The array values calculated by this compute are all "intensive".

The first column of array values will be in distance
"units"_units.html.  The g(r) columns of array values are normalized
numbers >= 0.0.  The coordination number columns of array values are
also numbers >= 0.0.

[Restrictions:]

The RDF is not computed for distances longer than the force cutoff,
since processors (in parallel) don't know about atom coordinates for
atoms further away than that distance.  If you want an RDF for larger
distances, you can use the "rerun"_rerun.html command to post-process
a dump file and set the cutoff for the potential to be longer in the
rerun script.  Note that in the rerun context, the force cutoff is
arbitrary, since you aren't running dynamics and thus are not changing
your model.  The definition of g(r) used by LAMMPS is only appropriate
for characterizing atoms that are uniformly distributed throughout the
simulation cell. In such cases, the coordination number is still
correct and meaningful.  As an example, if a large simulation cell
contains only one atom of type {itypeN} and one of {jtypeN}, then g(r)
will register an arbitrarily large spike at whatever distance they
happen to be at, and zero everywhere else.  Coord(r) will show a step
change from zero to one at the location of the spike in g(r).

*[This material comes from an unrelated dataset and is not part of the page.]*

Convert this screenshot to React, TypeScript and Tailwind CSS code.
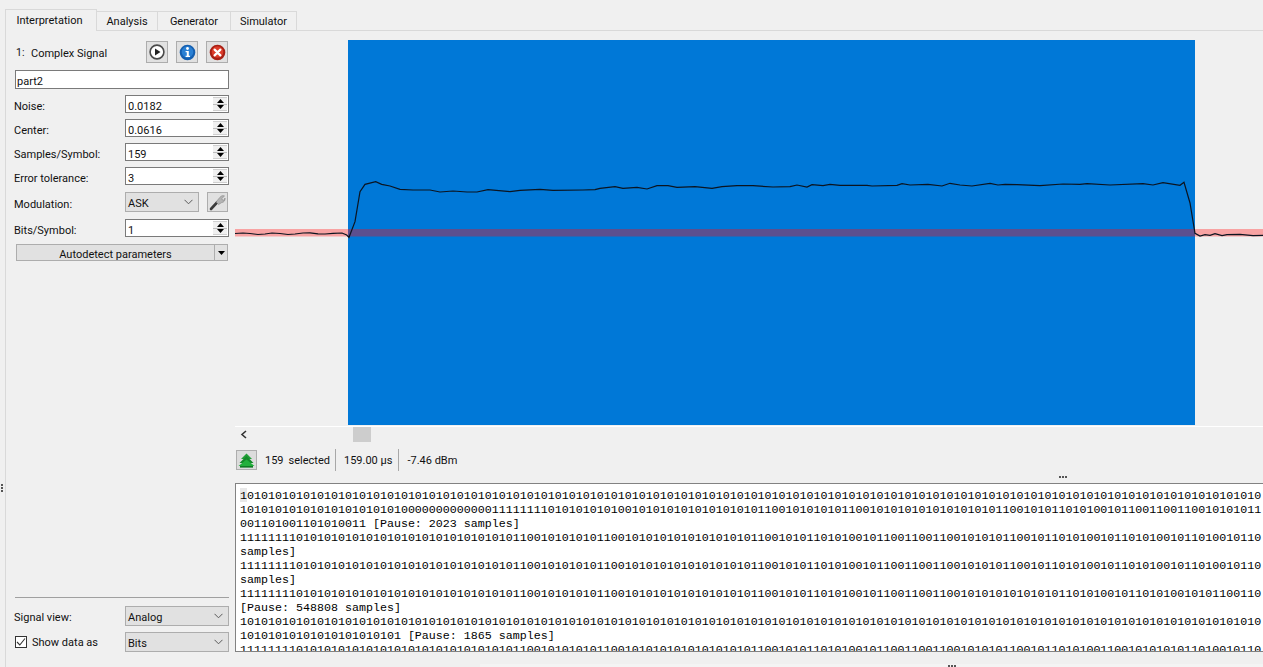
const uiFont = "[font-family:Roboto,sans-serif] text-[11px] leading-none text-[#111]";

const r = (s: string, n: number) => s.repeat(n);
const head = "11111111" + r("01", 15) + "0" + "11" + "00" + "101010101" + "1" + "00";
const mid = r("10", 9) + "1" + "1001010110101001";
const lines = [
  r("10", 73),
  r("10", 12) + "000000000000" + "1111111" + r("10", 6) + r("01", 10) + "100" + "10101010" + "1100" + r("10", 9) + "1" + "1001010110101001011001100110010101011",
  "001101001101010011 [Pause: 2023 samples]",
  head + mid + "01100110011001010101100101101010010110101001011010010110",
  "samples]",
  head + mid + "01100110011001010101100101101010010110101001011010010110",
  "samples]",
  head + mid + "01100110011001010101010101011010100101101010010101100110",
  "[Pause: 548808 samples]",
  r("10", 73),
  "10101010101010101010101 [Pause: 1865 samples]",
  head + mid + "01100110011001010101100101101010011001010101011010010110",
];

const trace = [
  [235, 233.5], [243, 233], [250, 233.5], [258, 234.5], [265, 234], [272, 233], [280, 233.5], [288, 234.5], [295, 234], [303, 233], [310, 232.8], [318, 233.8], [325, 234], [333, 233.4], [342, 233], [346.7, 235], [349, 237.3],
  [355, 221.7], [360, 191.7], [365, 184.3], [375.7, 181.7], [381.7, 184.3], [390, 186], [400, 189.3], [413, 190], [430, 190], [440, 192], [453, 191], [467, 192], [477, 192], [488, 189.7], [510, 191.7],
  [520, 190.3], [540, 189.3], [553, 190.3], [583, 190], [595, 189.7], [600, 188.3], [615, 186.7], [623, 188.3], [637, 187.3], [647, 189], [657, 185.7], [668, 185.7], [677, 187.3], [695, 186.7], [712, 188.3], [722, 186.7], [737, 185.7], [753, 185.7], [773, 187], [790, 186.7], [797, 185], [807, 187],
  [812, 184.7], [823, 185.7], [830, 184.3], [840, 185.3], [867, 185.3], [872, 186], [897, 185.3], [902, 183.7], [910, 185], [928, 184.3], [942, 186], [950, 183.3], [960, 185], [972, 186], [990, 183.3], [998, 185], [1005, 184.4], [1017, 184.7], [1040, 185.7], [1063, 184], [1080, 184.3],
  [1087, 183.7], [1110, 185], [1143, 183.7], [1153, 185], [1163, 182.7], [1180, 185.3], [1184, 182.3], [1190, 203], [1195, 233.3], [1200, 236], [1205, 234.7], [1210, 235.3], [1215, 233.7], [1222, 235.7], [1227, 234.7], [1240, 234.3], [1253, 235.7], [1263, 235.3],
];
const tracePath = trace.map((p, i) => (i === 0 ? "M" : "L") + p[0] + " " + p[1]).join(" ");

function Tri({ down }: { down?: boolean }) {
  return (
    <svg width="7" height="4" viewBox="0 0 7 4" className="block">
      <path d={down ? "M0 0H7L3.5 4Z" : "M0 4H7L3.5 0Z"} fill="#000" />
    </svg>
  );
}

function Spin({ label, value, className }: { label: string; value: string; className: string }) {
  return (
    <div className={"flex items-center justify-between h-[18px] " + className}>
      <span className="pt-[5px]">{label}</span>
      <div className="w-[104px] h-full border border-[#7a7a7a] bg-white flex items-center pl-[2px]">
        <span className="flex-1 pt-[4px]">{value}</span>
        <div className="w-[14px] h-[14px] mr-[1px] flex flex-col border-y border-[#cfcfcf] bg-[#f0f0f0]">
          <div className="flex-1 flex items-center justify-center border-b border-[#bdbdbd]"><Tri /></div>
          <div className="flex-1 flex items-center justify-center"><Tri down /></div>
        </div>
      </div>
    </div>
  );
}

function Chevron() {
  return (
    <svg width="9" height="6" viewBox="0 0 9 6" className="block">
      <path d="M0.5 0.8L4.5 4.8L8.5 0.8" fill="none" stroke="#5a5a5a" strokeWidth="1" />
    </svg>
  );
}

function Combo({ value, className }: { value: string; className: string }) {
  return (
    <div className={"h-[20px] border border-[#adadad] bg-[#e1e1e1] flex items-center justify-between pl-[2px] pr-[5px] " + className}>
      <span className="pt-[3px]">{value}</span>
      <Chevron />
    </div>
  );
}

function IconBtn({ children, className }: { children: React.ReactNode; className?: string }) {
  return (
    <div className={"w-[22px] h-[22px] border border-[#adadad] bg-[#e1e1e1] flex items-center justify-center " + (className ?? "")}>
      {children}
    </div>
  );
}

function Tab({ label, w }: { label: string; w: string }) {
  return (
    <div className={"h-[20px] pt-px border-t border-r border-b border-[#d9d9d9] flex items-center justify-center " + w}>{label}</div>
  );
}

function Dots({ className }: { className: string }) {
  return <div className={"absolute flex gap-px " + className}>
    <i className="w-[2px] h-[2px] bg-[#555]" /><i className="w-[2px] h-[2px] bg-[#555]" /><i className="w-[2px] h-[2px] bg-[#555]" />
  </div>;
}

export default function App() {
  return (
    <div className={"relative w-[1263px] h-[667px] overflow-hidden bg-[#f0f0f0] flex flex-col " + uiFont}>
      <div className="h-[31px] flex items-end pl-[5px] shrink-0">
        <div className="w-[92px] h-[22px] pr-[3px] border border-b-0 border-[#d9d9d9] bg-[#f0f0f0] flex items-center justify-center">Interpretation</div>
        <Tab label="Analysis" w="w-[61px]" />
        <Tab label="Generator" w="w-[73px]" />
        <Tab label="Simulator" w="w-[66px]" />
        <div className="flex-1 h-px bg-[#d9d9d9]" />
      </div>

      <div className="flex-1 min-h-0 flex ml-[5px] border-l border-[#d9d9d9]">
        {/* left panel */}
        <div className="w-[229px] shrink-0 pl-[8px] pr-[6px] flex flex-col pb-[15px]">
          <div className="flex items-center h-[22px] mt-[10px]">
            <span className="ml-[2px] w-[15px] text-[10.5px] pt-[3px]">1:</span>
            <span className="pt-[3px]">Complex Signal</span>
            <div className="ml-auto flex gap-[8px] mr-[1px]">
              <IconBtn>
                <svg width="16" height="16" viewBox="0 0 16 16">
                  <circle cx="8" cy="8" r="6.9" fill="#fff" stroke="#4a4a4a" strokeWidth="1.6" />
                  <path d="M6 4.4L11.5 8L6 11.6Z" fill="#222" />
                </svg>
              </IconBtn>
              <IconBtn>
                <svg width="17" height="17" viewBox="0 0 17 17">
                  <circle cx="8.5" cy="8.5" r="7.8" fill="#155fb0" />
                  <circle cx="8.5" cy="8" r="5.8" fill="#2a80d4" />
                  <circle cx="8.5" cy="4.5" r="1.4" fill="#fff" />
                  <path d="M6.6 7H9.8V11.8H11V13H6.6V11.8H7.8V8.2H6.6Z" fill="#fff" />
                </svg>
              </IconBtn>
              <IconBtn>
                <svg width="17" height="17" viewBox="0 0 17 17">
                  <circle cx="8.5" cy="8.5" r="7.8" fill="#a81f14" />
                  <circle cx="8.5" cy="8" r="5.8" fill="#dc3c2a" />
                  <path d="M5.6 5.6L11.4 11.4M11.4 5.6L5.6 11.4" stroke="#fff" strokeWidth="2.2" strokeLinecap="round" />
                </svg>
              </IconBtn>
            </div>
          </div>

          <div className="mt-[7px] ml-px h-[19px] border border-[#7a7a7a] bg-white flex items-center pl-[1px] pt-[4px]">part2</div>

          <Spin label="Noise:" value="0.0182" className="mt-[6px]" />
          <Spin label="Center:" value="0.0616" className="mt-[6px]" />
          <Spin label="Samples/Symbol:" value="159" className="mt-[6px]" />
          <Spin label="Error tolerance:" value="3" className="mt-[6px]" />

          <div className="flex items-center h-[20px] mt-[7px]">
            <span className="w-[111px] pt-[5px]">Modulation:</span>
            <Combo value="ASK" className="w-[74px]" />
            <div className="ml-[8px] w-[21px] h-[20px] border border-[#adadad] bg-[#e1e1e1] flex items-center justify-center">
              <svg width="17" height="17" viewBox="0 0 17 17">
                <path d="M2 15L8 8.5" stroke="#3a3a3a" strokeWidth="2.6" strokeLinecap="round" />
                <path d="M7 8L11 3.2C12 1.8 14 1.2 15.5 2L12.8 4.6L13.5 6L15 6.2L16 4C16.4 6.4 15 8.4 12.6 8.6L9.6 10.6Z" fill="#b4b4b4" stroke="#777" strokeWidth="0.5" />
              </svg>
            </div>
          </div>

          <Spin label="Bits/Symbol:" value="1" className="mt-[7px]" />

          <div className="mt-[7px] ml-[2px] mr-px h-[17px] border border-[#adadad] bg-[#e1e1e1] flex items-center">
            <span className="flex-1 text-center pt-[4px]">Autodetect parameters</span>
            <div className="w-[13px] h-full border-l border-[#adadad] flex items-center justify-center"><Tri down /></div>
          </div>

          <div className="mt-auto ml-px h-px bg-[#a0a0a0]" />
          <div className="mt-[8px] flex items-center justify-between h-[20px]">
            <span className="pt-[2px]">Signal view:</span>
            <Combo value="Analog" className="w-[104px]" />
          </div>
          <div className="mt-[6px] flex items-center h-[20px]">
            <div className="ml-px w-[12px] h-[12px] border border-[#333] bg-white flex items-center justify-center">
              <svg width="10" height="10" viewBox="0 0 10 10">
                <path d="M1 5L3.8 8L9 1.5" fill="none" stroke="#333" strokeWidth="1.1" />
              </svg>
            </div>
            <span className="ml-[5px]">Show data as</span>
            <Combo value="Bits" className="w-[104px] ml-auto" />
          </div>
        </div>

        {/* right panel */}
        <div className="flex-1 min-w-0 flex flex-col pt-[9px]">
          <svg width="1028" height="385" viewBox="235 40 1028 385" className="block shrink-0">
            <rect x="235" y="229" width="1028" height="7.5" fill="#f8a3a3" />
            <rect x="348" y="40" width="847" height="385" fill="#0078d7" />
            <rect x="348" y="229" width="847" height="7.5" fill="#5c4f8f" />
            <path d={tracePath} fill="none" stroke="#0b1420" strokeWidth="1.2" />
          </svg>
          <div className="mt-px h-px bg-white shrink-0" />
          <div className="h-[15px] shrink-0 flex items-center pl-[5px] relative">
            <svg width="8" height="9" viewBox="0 0 8 9" className="block">
              <path d="M6 1L2 4.5L6 8" fill="none" stroke="#333" strokeWidth="1.6" />
            </svg>
            <div className="ml-[105px] w-[18px] h-[15px] bg-[#cdcdcd]" />
          </div>
          <div className="mt-[7px] h-[22px] shrink-0 flex items-center">
            <div className="ml-px w-[21px] h-[20px] border border-[#adadad] bg-[#dcdcdc] flex items-center justify-center">
              <svg width="17" height="15" viewBox="0 0 17 15">
                <path d="M8.5 0.5L14 6H3Z" fill="#1f9e35" />
                <path d="M8.5 3L15.5 10H1.5Z" fill="#148a2a" />
                <path d="M8.5 6.5L16.5 13H0.5Z" fill="#23b03c" />
                <rect x="2" y="13" width="13" height="1.6" fill="#0f7a24" />
              </svg>
            </div>
            <span className="ml-[8px] pt-px">159</span>
            <span className="ml-[5px] pt-px">selected</span>
            <div className="ml-[5px] w-px h-[22px] bg-[#a8a8a8]" />
            <span className="ml-[8px] pt-px">159.00 µs</span>
            <div className="ml-[6px] w-px h-[22px] bg-[#a8a8a8]" />
            <span className="ml-[8px] pt-px">-7.46 dBm</span>
          </div>
          <div className="mt-[12px] h-[169px] shrink-0 border-y border-l border-[#828282] bg-white pl-[4px] pt-[5px] overflow-hidden relative">
            <div className="absolute left-[4px] top-[4px] w-[7px] h-[14px] bg-[#e8e8e8]" />
            <div className="relative font-['Liberation_Mono',monospace] text-[11.67px] leading-[14px] text-black whitespace-pre">
              {lines.map((l, i) => (
                <div key={i} className="h-[14px]">{l}</div>
              ))}
            </div>
          </div>
          <div className="flex-1" />
          <div className="h-[3px] ml-[245px] bg-[#f4f4f4] shrink-0" />
        </div>
      </div>

      <Dots className="left-[1059px] top-[476px]" />
      <Dots className="left-[948px] top-[665px]" />
      <div className="absolute left-[1px] top-[484px] flex flex-col gap-px">
        <i className="w-[2px] h-[2px] bg-[#555]" /><i className="w-[2px] h-[2px] bg-[#555]" /><i className="w-[2px] h-[2px] bg-[#555]" />
      </div>
    </div>
  );
}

NOTE: compute rdf can handle dynamic groups and systems where atoms
are added or removed, but this causes that certain normalization
parameters need to be re-computed in every step and include collective
communication operations. This will reduce performance and limit
parallel efficiency and scaling. For systems, where only the type
of atoms changes (e.g. when using "fix atom/swap"_fix_atom_swap.html),
you need to explicitly request the dynamic normalization updates
via "compute_modify dynamic yes"_compute_modify.html

[Related commands:]

"fix ave/time"_fix_ave_time.html, "compute_modify"_compute_modify.html,
"compute adf"_compute_adf.html

[Default:]

The keyword defaults are cutoff = 0.0 (use the pairwise force cutoff).